- Objective
Write out all the lines again, precisely as they stand, but without the images.

— start —

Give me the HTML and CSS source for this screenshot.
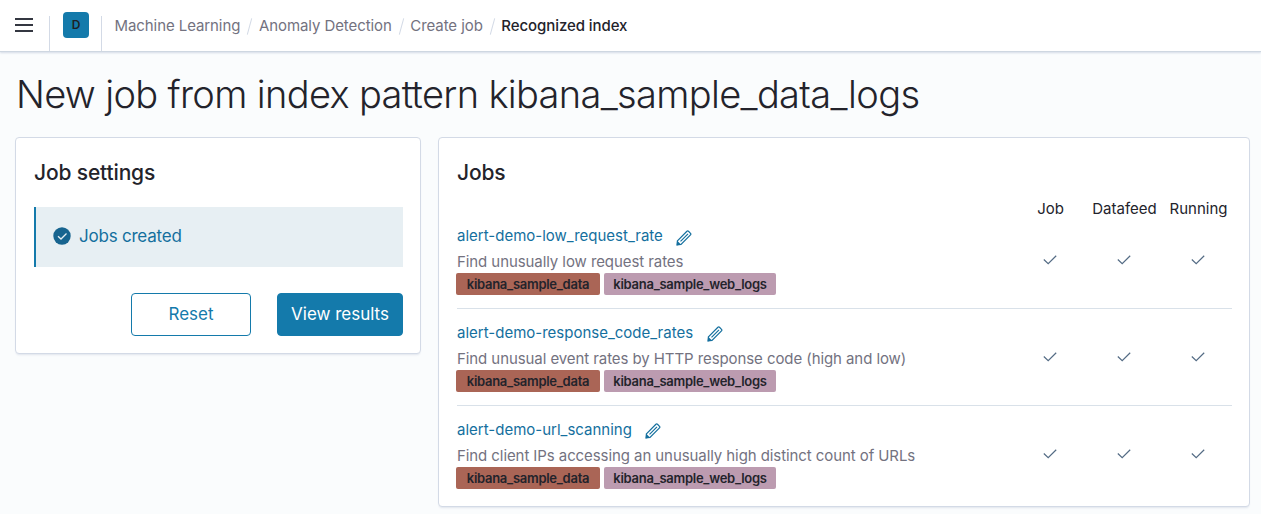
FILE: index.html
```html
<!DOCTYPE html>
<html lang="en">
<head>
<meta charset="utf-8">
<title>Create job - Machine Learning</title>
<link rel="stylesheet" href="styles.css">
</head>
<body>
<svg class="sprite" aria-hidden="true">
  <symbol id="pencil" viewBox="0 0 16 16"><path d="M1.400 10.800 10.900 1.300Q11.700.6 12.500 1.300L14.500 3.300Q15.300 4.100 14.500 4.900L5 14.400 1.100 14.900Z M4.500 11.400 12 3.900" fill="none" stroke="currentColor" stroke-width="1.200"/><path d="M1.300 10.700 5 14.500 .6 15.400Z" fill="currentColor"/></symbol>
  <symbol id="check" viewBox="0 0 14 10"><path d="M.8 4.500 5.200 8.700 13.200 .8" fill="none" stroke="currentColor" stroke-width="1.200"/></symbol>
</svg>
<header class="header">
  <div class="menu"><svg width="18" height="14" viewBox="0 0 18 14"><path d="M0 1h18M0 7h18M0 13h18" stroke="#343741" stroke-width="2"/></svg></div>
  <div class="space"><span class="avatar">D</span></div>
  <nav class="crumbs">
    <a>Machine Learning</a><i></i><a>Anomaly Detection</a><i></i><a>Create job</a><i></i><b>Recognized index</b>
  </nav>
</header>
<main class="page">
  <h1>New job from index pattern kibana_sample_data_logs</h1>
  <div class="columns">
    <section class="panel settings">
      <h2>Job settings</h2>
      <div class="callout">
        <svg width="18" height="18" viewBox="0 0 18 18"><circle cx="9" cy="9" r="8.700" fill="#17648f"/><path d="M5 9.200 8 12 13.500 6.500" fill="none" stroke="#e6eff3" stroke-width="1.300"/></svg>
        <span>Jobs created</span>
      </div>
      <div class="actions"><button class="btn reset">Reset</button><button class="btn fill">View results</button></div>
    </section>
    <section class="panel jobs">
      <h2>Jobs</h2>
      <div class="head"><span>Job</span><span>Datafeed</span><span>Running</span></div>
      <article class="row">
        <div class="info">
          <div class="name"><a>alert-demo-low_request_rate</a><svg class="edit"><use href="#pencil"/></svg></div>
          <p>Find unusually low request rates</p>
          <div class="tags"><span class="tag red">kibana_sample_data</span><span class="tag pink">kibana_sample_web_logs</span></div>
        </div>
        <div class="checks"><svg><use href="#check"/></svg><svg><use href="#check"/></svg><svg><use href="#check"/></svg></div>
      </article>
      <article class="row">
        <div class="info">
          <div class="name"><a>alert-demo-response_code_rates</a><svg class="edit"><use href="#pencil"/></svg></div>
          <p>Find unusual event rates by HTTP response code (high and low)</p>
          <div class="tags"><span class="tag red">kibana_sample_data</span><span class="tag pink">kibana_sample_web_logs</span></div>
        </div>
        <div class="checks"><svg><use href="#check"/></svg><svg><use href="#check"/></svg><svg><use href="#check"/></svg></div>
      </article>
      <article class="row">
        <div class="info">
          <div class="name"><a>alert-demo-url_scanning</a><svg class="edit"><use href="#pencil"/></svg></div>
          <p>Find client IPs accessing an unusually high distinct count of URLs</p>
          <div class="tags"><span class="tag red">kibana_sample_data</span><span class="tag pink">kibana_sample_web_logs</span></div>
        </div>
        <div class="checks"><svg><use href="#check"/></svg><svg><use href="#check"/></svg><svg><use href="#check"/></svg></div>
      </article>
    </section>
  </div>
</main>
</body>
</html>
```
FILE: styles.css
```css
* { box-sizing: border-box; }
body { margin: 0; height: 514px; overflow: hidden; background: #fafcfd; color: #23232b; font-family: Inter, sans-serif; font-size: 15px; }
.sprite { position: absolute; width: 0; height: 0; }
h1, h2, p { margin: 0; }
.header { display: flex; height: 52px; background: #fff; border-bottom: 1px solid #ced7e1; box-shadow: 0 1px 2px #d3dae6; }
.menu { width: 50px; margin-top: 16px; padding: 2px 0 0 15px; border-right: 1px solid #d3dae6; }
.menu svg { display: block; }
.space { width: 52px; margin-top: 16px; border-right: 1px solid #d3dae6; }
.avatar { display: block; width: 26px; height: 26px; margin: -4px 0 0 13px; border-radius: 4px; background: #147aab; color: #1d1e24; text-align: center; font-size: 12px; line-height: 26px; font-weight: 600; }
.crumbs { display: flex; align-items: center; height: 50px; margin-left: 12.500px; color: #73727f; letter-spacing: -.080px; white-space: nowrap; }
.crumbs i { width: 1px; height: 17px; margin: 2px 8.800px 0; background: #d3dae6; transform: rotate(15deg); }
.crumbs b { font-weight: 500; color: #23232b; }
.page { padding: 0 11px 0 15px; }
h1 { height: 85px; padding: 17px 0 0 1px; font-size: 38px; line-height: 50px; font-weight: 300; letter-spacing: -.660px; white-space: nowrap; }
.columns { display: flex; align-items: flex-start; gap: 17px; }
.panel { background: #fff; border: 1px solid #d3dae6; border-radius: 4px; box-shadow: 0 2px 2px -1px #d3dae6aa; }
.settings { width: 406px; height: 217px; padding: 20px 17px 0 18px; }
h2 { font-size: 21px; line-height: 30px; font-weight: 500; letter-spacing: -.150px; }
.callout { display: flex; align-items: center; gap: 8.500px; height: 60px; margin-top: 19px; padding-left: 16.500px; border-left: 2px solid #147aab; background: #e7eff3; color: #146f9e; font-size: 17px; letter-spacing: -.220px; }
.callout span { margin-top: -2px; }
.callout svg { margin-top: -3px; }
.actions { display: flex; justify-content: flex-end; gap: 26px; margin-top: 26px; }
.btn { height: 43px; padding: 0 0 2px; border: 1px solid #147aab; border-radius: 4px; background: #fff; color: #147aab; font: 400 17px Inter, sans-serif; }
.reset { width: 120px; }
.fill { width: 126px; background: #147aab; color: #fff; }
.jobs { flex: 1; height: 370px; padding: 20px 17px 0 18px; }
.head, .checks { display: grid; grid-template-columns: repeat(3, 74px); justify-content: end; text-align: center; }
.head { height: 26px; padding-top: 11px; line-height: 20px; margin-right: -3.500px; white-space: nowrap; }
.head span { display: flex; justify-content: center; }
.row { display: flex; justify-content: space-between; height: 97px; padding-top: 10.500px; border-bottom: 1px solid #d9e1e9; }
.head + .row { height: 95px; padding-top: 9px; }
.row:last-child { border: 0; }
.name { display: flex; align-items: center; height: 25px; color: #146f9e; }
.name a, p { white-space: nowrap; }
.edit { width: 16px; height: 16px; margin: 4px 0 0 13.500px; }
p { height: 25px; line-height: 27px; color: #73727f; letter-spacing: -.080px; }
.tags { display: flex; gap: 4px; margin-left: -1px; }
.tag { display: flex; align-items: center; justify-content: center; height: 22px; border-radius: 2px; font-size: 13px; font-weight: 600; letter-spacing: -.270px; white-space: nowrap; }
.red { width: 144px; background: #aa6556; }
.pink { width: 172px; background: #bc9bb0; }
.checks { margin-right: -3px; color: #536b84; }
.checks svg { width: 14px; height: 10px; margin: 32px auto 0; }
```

— end —

- Result of this exercise
Give me the HTML and CSS source for this screenshot.
FILE: index.html
```html
<!DOCTYPE html>
<html lang="en">
<head>
<meta charset="utf-8">
<title>Create job - Machine Learning</title>
<link rel="stylesheet" href="styles.css">
</head>
<body>
<svg class="sprite" aria-hidden="true">
  <symbol id="pencil" viewBox="0 0 16 16"><path d="M1.400 10.800 10.900 1.300Q11.700.6 12.500 1.300L14.500 3.300Q15.300 4.100 14.500 4.900L5 14.400 1.100 14.900Z M4.500 11.400 12 3.900" fill="none" stroke="currentColor" stroke-width="1.200"/><path d="M1.300 10.700 5 14.500 .6 15.400Z" fill="currentColor"/></symbol>
  <symbol id="check" viewBox="0 0 14 10"><path d="M.8 4.500 5.200 8.700 13.200 .8" fill="none" stroke="currentColor" stroke-width="1.200"/></symbol>
</svg>
<header class="header">
  <div class="menu"><svg width="18" height="14" viewBox="0 0 18 14"><path d="M0 1h18M0 7h18M0 13h18" stroke="#343741" stroke-width="2"/></svg></div>
  <div class="space"><span class="avatar">D</span></div>
  <nav class="crumbs">
    <a>Machine Learning</a><i></i><a>Anomaly Detection</a><i></i><a>Create job</a><i></i><b>Recognized index</b>
  </nav>
</header>
<main class="page">
  <h1>New job from index pattern kibana_sample_data_logs</h1>
  <div class="columns">
    <section class="panel settings">
      <h2>Job settings</h2>
      <div class="callout">
        <svg width="18" height="18" viewBox="0 0 18 18"><circle cx="9" cy="9" r="8.700" fill="#17648f"/><path d="M5 9.200 8 12 13.500 6.500" fill="none" stroke="#e6eff3" stroke-width="1.300"/></svg>
        <span>Jobs created</span>
      </div>
      <div class="actions"><button class="btn reset">Reset</button><button class="btn fill">View results</button></div>
    </section>
    <section class="panel jobs">
      <h2>Jobs</h2>
      <div class="head"><span>Job</span><span>Datafeed</span><span>Running</span></div>
      <article class="row">
        <div class="info">
          <div class="name"><a>alert-demo-low_request_rate</a><svg class="edit"><use href="#pencil"/></svg></div>
          <p>Find unusually low request rates</p>
          <div class="tags"><span class="tag red">kibana_sample_data</span><span class="tag pink">kibana_sample_web_logs</span></div>
        </div>
        <div class="checks"><svg><use href="#check"/></svg><svg><use href="#check"/></svg><svg><use href="#check"/></svg></div>
      </article>
      <article class="row">
        <div class="info">
          <div class="name"><a>alert-demo-response_code_rates</a><svg class="edit"><use href="#pencil"/></svg></div>
          <p>Find unusual event rates by HTTP response code (high and low)</p>
          <div class="tags"><span class="tag red">kibana_sample_data</span><span class="tag pink">kibana_sample_web_logs</span></div>
        </div>
        <div class="checks"><svg><use href="#check"/></svg><svg><use href="#check"/></svg><svg><use href="#check"/></svg></div>
      </article>
      <article class="row">
        <div class="info">
          <div class="name"><a>alert-demo-url_scanning</a><svg class="edit"><use href="#pencil"/></svg></div>
          <p>Find client IPs accessing an unusually high distinct count of URLs</p>
          <div class="tags"><span class="tag red">kibana_sample_data</span><span class="tag pink">kibana_sample_web_logs</span></div>
        </div>
        <div class="checks"><svg><use href="#check"/></svg><svg><use href="#check"/></svg><svg><use href="#check"/></svg></div>
      </article>
    </section>
  </div>
</main>
</body>
</html>
```
FILE: styles.css
```css
* { box-sizing: border-box; }
body { margin: 0; height: 514px; overflow: hidden; background: #fafcfd; color: #23232b; font-family: Inter, sans-serif; font-size: 15px; }
.sprite { position: absolute; width: 0; height: 0; }
h1, h2, p { margin: 0; }
.header { display: flex; height: 52px; background: #fff; border-bottom: 1px solid #ced7e1; box-shadow: 0 1px 2px #d3dae6; }
.menu { width: 50px; margin-top: 16px; padding: 2px 0 0 15px; border-right: 1px solid #d3dae6; }
.menu svg { display: block; }
.space { width: 52px; margin-top: 16px; border-right: 1px solid #d3dae6; }
.avatar { display: block; width: 26px; height: 26px; margin: -4px 0 0 13px; border-radius: 4px; background: #147aab; color: #1d1e24; text-align: center; font-size: 12px; line-height: 26px; font-weight: 600; }
.crumbs { display: flex; align-items: center; height: 50px; margin-left: 12.500px; color: #73727f; letter-spacing: -.080px; white-space: nowrap; }
.crumbs i { width: 1px; height: 17px; margin: 2px 8.800px 0; background: #d3dae6; transform: rotate(15deg); }
.crumbs b { font-weight: 500; color: #23232b; }
.page { padding: 0 11px 0 15px; }
h1 { height: 85px; padding: 17px 0 0 1px; font-size: 38px; line-height: 50px; font-weight: 300; letter-spacing: -.660px; white-space: nowrap; }
.columns { display: flex; align-items: flex-start; gap: 17px; }
.panel { background: #fff; border: 1px solid #d3dae6; border-radius: 4px; box-shadow: 0 2px 2px -1px #d3dae6aa; }
.settings { width: 406px; height: 217px; padding: 20px 17px 0 18px; }
h2 { font-size: 21px; line-height: 30px; font-weight: 500; letter-spacing: -.150px; }
.callout { display: flex; align-items: center; gap: 8.500px; height: 60px; margin-top: 19px; padding-left: 16.500px; border-left: 2px solid #147aab; background: #e7eff3; color: #146f9e; font-size: 17px; letter-spacing: -.220px; }
.callout span { margin-top: -2px; }
.callout svg { margin-top: -3px; }
.actions { display: flex; justify-content: flex-end; gap: 26px; margin-top: 26px; }
.btn { height: 43px; padding: 0 0 2px; border: 1px solid #147aab; border-radius: 4px; background: #fff; color: #147aab; font: 400 17px Inter, sans-serif; }
.reset { width: 120px; }
.fill { width: 126px; background: #147aab; color: #fff; }
.jobs { flex: 1; height: 370px; padding: 20px 17px 0 18px; }
.head, .checks { display: grid; grid-template-columns: repeat(3, 74px); justify-content: end; text-align: center; }
.head { height: 26px; padding-top: 11px; line-height: 20px; margin-right: -3.500px; white-space: nowrap; }
.head span { display: flex; justify-content: center; }
.row { display: flex; justify-content: space-between; height: 97px; padding-top: 10.500px; border-bottom: 1px solid #d9e1e9; }
.head + .row { height: 95px; padding-top: 9px; }
.row:last-child { border: 0; }
.name { display: flex; align-items: center; height: 25px; color: #146f9e; }
.name a, p { white-space: nowrap; }
.edit { width: 16px; height: 16px; margin: 4px 0 0 13.500px; }
p { height: 25px; line-height: 27px; color: #73727f; letter-spacing: -.080px; }
.tags { display: flex; gap: 4px; margin-left: -1px; }
.tag { display: flex; align-items: center; justify-content: center; height: 22px; border-radius: 2px; font-size: 13px; font-weight: 600; letter-spacing: -.270px; white-space: nowrap; }
.red { width: 144px; background: #aa6556; }
.pink { width: 172px; background: #bc9bb0; }
.checks { margin-right: -3px; color: #536b84; }
.checks svg { width: 14px; height: 10px; margin: 32px auto 0; }
```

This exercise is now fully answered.